リニューアル・オープン記念Ⅲ 美を結ぶ。美を開く。
美の交流が生んだ6つの物語
■2020年12月16日〜2021年2月28日
■サントリー美術館
収集の軸として「生活の中の美」を標榜してきたサントリー美術館。
リニューアル記念展を第1,2回と観てきましたが、今回が最もその趣旨に相応しい内容と感じます。
コレクション披露シリーズの完結編です。
第3回展でとりあげられているのは磁器や染め物、ガラス工芸といった、まさに生活の中で使われることを前提とした作品の数々。

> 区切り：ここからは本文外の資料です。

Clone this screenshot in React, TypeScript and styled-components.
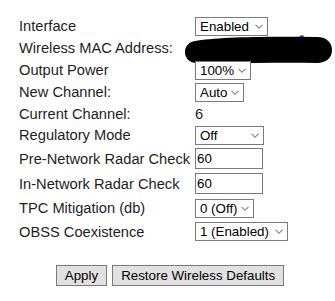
import React from 'react';
import styled, { createGlobalStyle } from 'styled-components';

const GlobalStyle = createGlobalStyle`
    body {
        margin: 0;
        background: #ffffff;
        font-family: "Liberation Sans", Arial, sans-serif;
    }
`;

const Page = styled.div`
    width: 335px;
    height: 301px;
    padding: 15px 0 0 19px;
    box-sizing: border-box;
`;

const Row = styled.div<{ h: number }>`
    display: flex;
    align-items: center;
    height: ${({ h }) => h}px;
`;

const Label = styled.div`
    width: 176px;
    flex: none;
    font-size: 14.67px;
    color: #1e1e1e;
    white-space: nowrap;
`;

const Value = styled.div`
    position: relative;
    font-size: 14.67px;
    color: #1e1e1e;
`;

const SelectWrap = styled.div<{ w: number }>`
    position: relative;
    width: ${({ w }) => w}px;
    height: 19px;
`;

const Select = styled.select`
    appearance: none;
    width: 100%;
    height: 100%;
    margin: 0;
    padding: 0 0 0 4px;
    border: 1px solid #7a7a7a;
    border-radius: 0;
    background: #fff;
    font-family: "Liberation Sans", Arial, sans-serif;
    font-size: 13.33px;
    color: #000;
    outline: none;
`;

const Chevron = styled.svg`
    position: absolute;
    right: 5px;
    top: 7px;
    pointer-events: none;
`;

const TextInput = styled.input`
    width: 68px;
    height: 21px;
    box-sizing: border-box;
    margin: 0;
    padding: 0 1px;
    border: 1px solid #7a7a7a;
    border-radius: 0;
    font-family: "Liberation Sans", Arial, sans-serif;
    font-size: 13.33px;
    color: #000;
    outline: none;
`;

const Redaction = styled.svg`
    position: absolute;
    left: -10px;
    top: -5px;
`;

const Buttons = styled.div`
    display: flex;
    justify-content: center;
    gap: 5px;
    margin: 22px 0 0 -14px;
`;

const Button = styled.button`
    height: 21px;
    padding: 0 8px;
    border: 1px solid #7a7a7a;
    border-radius: 0;
    background: #e1e1e1;
    font-family: "Liberation Sans", Arial, sans-serif;
    font-size: 13.33px;
    color: #000;
`;

type Opt = { w: number; value: string };

const Dropdown = ({ w, value }: Opt) => (
    <SelectWrap w={w}>
        <Select defaultValue={value}>
            <option>{value}</option>
        </Select>
        <Chevron width="8" height="5" viewBox="0 0 8 5">
            <path d="M0.5 0.8 L4 4.2 L7.5 0.8" fill="none" stroke="#8a8a8a" strokeWidth="1.1" />
        </Chevron>
    </SelectWrap>
);

const App = () => {
    return (
        <>
            <GlobalStyle />
            <Page>
                <Row h={22}>
                    <Label>Interface</Label>
                    <Dropdown w={73} value="Enabled" />
                </Row>
                <Row h={22}>
                    <Label>Wireless MAC Address:</Label>
                    <Value>
                        00:00:00:00:00:00
                        <Redaction width="148" height="30" viewBox="0 0 148 30">
                            <path d="M112 3 L117 0 L119 1 L118 6 Z" fill="#7b1fd6" />
                            <path
                                d="M10 6 C30 2 80 1 132 2 C142 2 147 8 147 15 C147 23 141 28 132 28 C90 27 50 29 12 28 C4 28 0 23 0 17 C0 11 4 7 10 6 Z"
                                fill="#000"
                            />
                        </Redaction>
                    </Value>
                </Row>
                <Row h={22}>
                    <Label>Output Power</Label>
                    <Dropdown w={56} value="100%" />
                </Row>
                <Row h={22}>
                    <Label>New Channel:</Label>
                    <Dropdown w={49} value="Auto" />
                </Row>
                <Row h={21}>
                    <Label>Current Channel:</Label>
                    <Value>6</Value>
                </Row>
                <Row h={22}>
                    <Label>Regulatory Mode</Label>
                    <Dropdown w={69} value="Off" />
                </Row>
                <Row h={25}>
                    <Label>Pre-Network Radar Check</Label>
                    <TextInput defaultValue="60" />
                </Row>
                <Row h={25}>
                    <Label>In-Network Radar Check</Label>
                    <TextInput defaultValue="60" />
                </Row>
                <Row h={24}>
                    <Label>TPC Mitigation (db)</Label>
                    <Dropdown w={59} value="0 (Off)" />
                </Row>
                <Row h={23}>
                    <Label>OBSS Coexistence</Label>
                    <Dropdown w={93} value="1 (Enabled)" />
                </Row>
                <Buttons>
                    <Button>Apply</Button>
                    <Button>Restore Wireless Defaults</Button>
                </Buttons>
            </Page>
        </>
    );
};

export default App;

自慢の国宝・重文を惜しみなく繰り出したを前2回に比べると地味なラインナップですが、琉球紅型からエミール・ガレまで、この美術館の多彩で奥深いコレクションを堪能できる素晴らしい企画展と感じました。
鍋島のコレクションといえば、例えば都内では、渋谷、戸栗美術館のそれが有名ですが、サントリー美術館もユニークなデザインの器を数多く所有しています。
中でも「薄瑠璃地染付花文皿」は現代の作品といわれても不思議ではない、モダンなデザイン。
青のグラデーションも美しく、レプリカがあれば買ってしまいたくなりそうな逸品。
国も技法も全く異なりますが、どことなくウェッジウッドのジャスパーを思わせるような色合いが印象的です。
さまざまなガラス工芸が展示されています。
「薩摩切子藍色被船形鉢」は19世紀、薩摩藩で製作された品。
その透明感は出来立てのガラス細工のようで、古めかしさが微塵も感じられません。
保存状態も含めて特級の工芸品です。
日本美術が中心のサントリー美術館。
しかし、ガレのコレクションも優品が揃っています。
有名な「ひとよ茸」のランプに加え、花器「蟷螂」など、完成度の高い作品が多い。
新収蔵品として「風景」と銘々された壺が、お披露目されています。
木々の間から漏れる色彩の梯子。ガレの作品として類例がなかなか思い出せないユニークな造形がみられると思います。
平日であればとてもゆったり鑑賞することができると思います。
事前予約は必要ありません。
何度もじっくり味わいたくなるような工芸展でした。